Friday, December 31, 2004

How can Gonzaga be only #21?

[If you're not into sports stats, skip this post]

Roland Patrick tips off whom he roots for by demanding to know how the Gonzaga men's basketball team, after compiling a 9-1 record while defeating the #16, #9 and #3 teams in the nation, and losing only to the #1 team on that team's own home court, can be ranked a lowly 21st in the ESPN/USA Today coaches poll.

What is it with those coaches? Favoritism, nepotism, not being a member of the right club, outright bribery?

Can we instead take an empirical, objective look at where Gonzaga should be ranked, free of the subjective human element?

Sports-stats geeks will say "sure!" Those who are interested (to obsessed) in measuring such things have developed two pretty effective methods of rating the relative strength of competitors (individuals or teams) as measured by ability to accurately predict outcomes of future contests.

The first of these is the Elo system, developed in the late 1950s by Dr. Arpad Elo, then at Marquette University, to rate chess players. The Elo system is based on the observation that a given chess player's performance over a number of games is normally distributed, so that when two players of different strengths meet the probable outcome of their games will be determined by the overlapping distributions. (More details)

The simple result is that on the 4-digt scale actually used in chess, a 0-point difference in rating predicts each player will score 50%, a difference of 100 points that the stronger will score 60%; 200 points, 75%; 300 points, 85%; and so on. Of course while ratings are used predict contest results, contest results are used to compute ratings.

The Elo system has proved surprisingly robust and has been adopted in a wide range of other sports and areas where competitive ratings are desired -- even to ranking universities and colleges on the basis of who chooses to attend them.
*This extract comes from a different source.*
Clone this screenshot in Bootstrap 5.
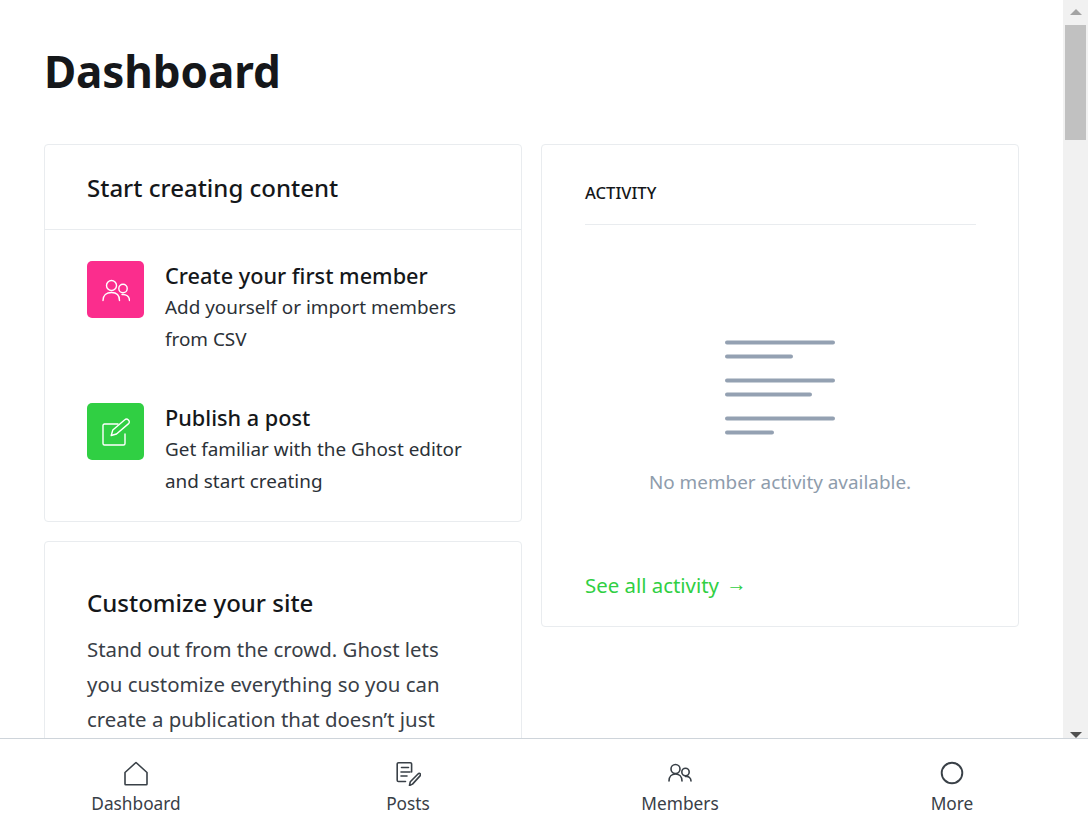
<!DOCTYPE html>
<html lang="en">
<head>
    <meta charset="UTF-8">
    <meta name="viewport" content="width=device-width, initial-scale=1.0">
    <title>Dashboard</title>
    <link href="https://cdn.jsdelivr.net/npm/bootstrap@5.3.0/dist/css/bootstrap.min.css" rel="stylesheet">
    <style>
        html, body { height: 834px; overflow: hidden; }
        body { font-family: "Noto Sans", "Open Sans", sans-serif; color: #15171a; background: #fff; }
        .page-top { height: 738px; overflow: hidden; }
        .page-main { padding: 0 44px; overflow: hidden; }
        .page-title { font-size: 44px; line-height: 63px; font-weight: 700; margin: 40px 0 0; letter-spacing: -.1px; color: #15171a; }
        .dash-grid { display: grid; grid-template-columns: 478px 478px; column-gap: 19px; margin-top: 41px; align-items: start; width: 975px; }
        .left-col { display: flex; flex-direction: column; gap: 19px; }
        .dash-card { border: 1px solid #e9ecef; border-radius: 4px; background: #fff; }
        .start-head { height: 85px; padding: 26px 42px 0; border-bottom: 1px solid #e9ecef; font-size: 24px; line-height: 34px; font-weight: 500; }
        .start-body { padding: 31px 42px 0; height: 291px; }
        .start-item { height: 142px; gap: 21px; }
        .start-tile { width: 57px; height: 57px; border-radius: 5px; flex: none; }
        .tile-pink { background: #fb2d8d; }
        .tile-green { background: #30cf43; }
        .start-name { font-size: 21.7px; line-height: 30px; font-weight: 500; }
        .start-desc { font-size: 18.9px; line-height: 32px; color: #2b3137; }
        .custom-card { padding: 43px 42px 0; height: 300px; }
        .custom-card h2 { font-size: 24px; line-height: 34px; font-weight: 500; margin: 1px 0 12px; }
        .custom-card p { font-size: 20.4px; line-height: 35px; color: #394047; margin: 0; }
        .activity-card { height: 483px; padding: 36px 42px 0 43px; }
        .activity-label { font-size: 16.6px; line-height: 24px; font-weight: 500; height: 44px; border-bottom: 1px solid #e9ecef; color: #15171a; }
        .activity-empty { height: 345px; padding: 114px 1px 0 0; }
        .activity-empty p { font-size: 18.9px; line-height: 28px; color: #8e9cac; margin: 32px 0 0; }
        .activity-link { font-size: 20.4px; line-height: 28px; color: #30cf43; text-decoration: none; }
        .link-arrow { font-family: "Liberation Sans", sans-serif; vertical-align: 2px; margin-left: 2px; }
        .fake-scroll { width: 25px; flex: none; background: #f1f1f1; }
        .fake-thumb { width: 21px; height: 115px; background: #c1c1c1; margin: 10px auto 0; }
        .scroll-up { width: 0; height: 0; margin: 9px auto 0; border: 6px solid transparent; border-top: 0; border-bottom-color: #a3a3a3; }
        .scroll-down { width: 0; height: 0; margin: auto auto 0; border: 6px solid transparent; border-bottom: 0; border-top-color: #505050; }
        .bottom-bar { height: 96px; border-top: 1px solid #ced4da; background: #fff; }
        .bottom-item { flex: 1 1 0; color: #394047; text-decoration: none; font-size: 17.3px; line-height: 24px; padding-top: 21px; }
        .bottom-icon { width: 26px; height: 26px; display: block; margin-bottom: 6px; fill: none; stroke: #394047; stroke-width: 1.6; stroke-linejoin: round; stroke-linecap: round; }
    </style>
</head>
<body>
<div class="d-flex page-top">
    <div class="page-main flex-grow-1">
        <h1 class="page-title">Dashboard</h1>
        <div class="dash-grid">
            <div class="left-col">
                <div class="dash-card">
                    <div class="start-head">Start creating content</div>
                    <div class="start-body">
                        <div class="d-flex start-item">
                            <div class="start-tile tile-pink d-flex align-items-center justify-content-center">
                                <svg width="28" height="28" viewBox="0 0 28 28" fill="none" stroke="#fff" stroke-width="1.4" stroke-linecap="round"><circle cx="9.500" cy="9.500" r="5"/><path d="M1 24.500c0-5 3.500-8 8.500-8s8 3 8 8"/><circle cx="21" cy="12.500" r="4.200"/><path d="M20 18.500c4-.5 7.500 2 7.500 6"/></svg>
                            </div>
                            <div>
                                <div class="start-name">Create your first member</div>
                                <div class="start-desc">Add yourself or import members<br>from CSV</div>
                            </div>
                        </div>
                        <div class="d-flex start-item">
                            <div class="start-tile tile-green d-flex align-items-center justify-content-center">
                                <svg width="28" height="28" viewBox="0 0 28 28" fill="none" stroke="#fff" stroke-width="1.4" stroke-linecap="round" stroke-linejoin="round"><path d="M16 6H2.500C1.600 6 1 6.600 1 7.500v18c0 .9.600 1.500 1.500 1.500h19c.9 0 1.500-.6 1.500-1.500V16"/><path d="M9.200 17.500l1.600-5.500L22.800 1.800c1-.9 2.500-.9 3.600.2s1.200 2.600.2 3.600L14.500 16z"/></svg>
                            </div>
                            <div>
                                <div class="start-name">Publish a post</div>
                                <div class="start-desc">Get familiar with the Ghost editor<br>and start creating</div>
                            </div>
                        </div>
                    </div>
                </div>
                <div class="dash-card custom-card">
                    <h2>Customize your site</h2>
                    <p>Stand out from the crowd. Ghost lets<br>you customize everything so you can<br>create a publication that doesn’t just</p>
                </div>
            </div>
            <div class="dash-card activity-card">
                <div class="activity-label">ACTIVITY</div>
                <div class="activity-empty d-flex flex-column align-items-center">
                    <svg width="110" height="97" viewBox="0 0 110 97" fill="none" stroke="#94a1b2" stroke-width="4" stroke-linecap="round"><path d="M2 3.500h106M2 17.500h64M2 41.500h106M2 55.500h83M2 79.500h106M2 93.500h45"/></svg>
                    <p>No member activity available.</p>
                </div>
                <a href="#" class="activity-link">See all activity <span class="link-arrow">→</span></a>
            </div>
        </div>
    </div>
    <div class="fake-scroll d-flex flex-column">
        <div class="scroll-up"></div>
        <div class="fake-thumb"></div>
        <div class="scroll-down"></div>
    </div>
</div>
<nav class="bottom-bar d-flex">
    <a href="#" class="bottom-item d-flex flex-column align-items-center">
        <svg class="bottom-icon" viewBox="0 0 26 26"><path d="M13 2.500 2 12.500V24c0 .5.300.8.800.8h20.400c.5 0 .8-.3.800-.8V12.500z"/></svg>
        Dashboard
    </a>
    <a href="#" class="bottom-item d-flex flex-column align-items-center">
        <svg class="bottom-icon" viewBox="0 0 26 26"><path d="M10.500 21.500H3.500c-.8 0-1.300-.5-1.300-1.300V4c0-.8.500-1.300 1.300-1.300h11.800c.8 0 1.300.5 1.300 1.300v8M6.500 7.500h7M6 12h9M6 16h6"/><path d="M14.500 25.500l.8-3.800 6.700-6.700 1-1c.8-.8 1.700-.8 2.200-.2s.5 1.400-.2 2.100l-7.500 8.200z"/></svg>
        Posts
    </a>
    <a href="#" class="bottom-item d-flex flex-column align-items-center">
        <svg class="bottom-icon" viewBox="0 0 26 26"><circle cx="8.500" cy="9" r="4.500"/><path d="M2 21c0-4.500 2.800-7 6.500-7s6.500 2.500 6.500 7"/><circle cx="18.500" cy="12" r="3.700"/><path d="M18.500 16.500c3.300-.5 5.500 1.700 5.500 4.500"/></svg>
        Members
    </a>
    <a href="#" class="bottom-item d-flex flex-column align-items-center">
        <svg class="bottom-icon" viewBox="0 0 26 26"><circle cx="13" cy="13" r="10.300" stroke-width="1.900"/></svg>
        More
    </a>
</nav>
<script src="https://cdn.jsdelivr.net/npm/bootstrap@5.3.0/dist/js/bootstrap.bundle.min.js"></script>
</body>
</html>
The second strength rating method is the Pythagorean system, first developed for baseball by Bill James. This resulted from James's observation that teams' winning percentages correlate very highly with their runs scored for/against ratios as run through a simple formula.

The Pythagorean system has proved highly adaptable too, working fine with football, basketball, and other sports where game outcomes are determined by scoring. In fact, scoring for/against ratios have shown to be a somewhat better predictor of future won-lost records than current won-lost records. Which causes fans of the Pythagorean system to say it is actually a better measure of how good a team is than its won-lost record. (Here's a calculator to show how strong your favorite team really is by scoring ratio.)

Elo system proponents scoff at that, saying the purpose of a contest is to win -- the World Series is won by the team that wins the most games, not the team that scores the most runs. So the Elo system, which considers only wins and losses, is a superior measure of actual performance ... and we head off into the sort of endless argument among sports-stats geeks that is surpassed for vitriol and inanity only by those among political partisans in election season.

Not that there's really a lot to argue about, because the two systems usually give very much the same result -- and when they don't, the difference derives usually not from the systems themselves but from sample size. If only a small number of games are being measured there's a big error factor in each computation, which can produce a big difference between them, which diminishes as more games are played. (E.g, the Elo system requires 20+ games for a reliable rating, which makes it useless for football although many insist on applying it there.)

FWIW, to me the Elo system is a better measure of a team's actual past achievement at what it is supposed to do, win -- though if I was wagering the mortgage money with my bookie on tomorrow's game I'd check the Pythagorean number against the betting line.

But back to Gonzaga. The obvious thing to do is to compare the coaches' poll giving Gonzaga its #21 ranking with objective, empirical Elo and Pythagorean rankings of its performance. And in this Internet-driven world that's easy to do as every sports-stat geek with an online connection seems to have his own personal variation of a rating system posted on his web site.

However, as the coaches' poll is published by USA Today we can go to computer ratings published by that very same newspaper: Jeff Sagarin's. Conveniently, Sagarin publishes both Elo and "Predictor" (his version of points-only Pythagorean) rankings for every team. Then rather than delve into some scholastic argument about which of the two is "best" he puts the two of them together to get his ranking.

His computer's impartial, impersonal, objective and totally empirical rankings for Gonzaga as of this writing: By Elo #2, by Predictor #44, combined for a final ranking of #22.

Should have stayed with the coaches' poll!

What does this mean? Maybe Gonzaga has overachieved or been lucky in winning a couple of those games, relative to its real strength as shown by its points differential -- some of its wins against lesser opponents apparently weren't very impressive. Or maybe it hasn't played enough games to reveal its real strength via points differential.

Most likely, with only 10 games played, it's just small sample size. Who knows where between #2 and #44 they should be ranked? Take a poll and find out.

Maybe there's a point here too that it's often not so easy in life to escape making a subjective judgment by resorting to quantified measures. Not much is simpler than quantifying a basketball team's performance, but when the best you can do is get an answer somewhere from #2 to # 44...

Update: Promptly after writing the above Gonzaga lost to Missouri, ranked #110 by Sagarin's computer. Maybe the coaches and the Pythagoreans had a point.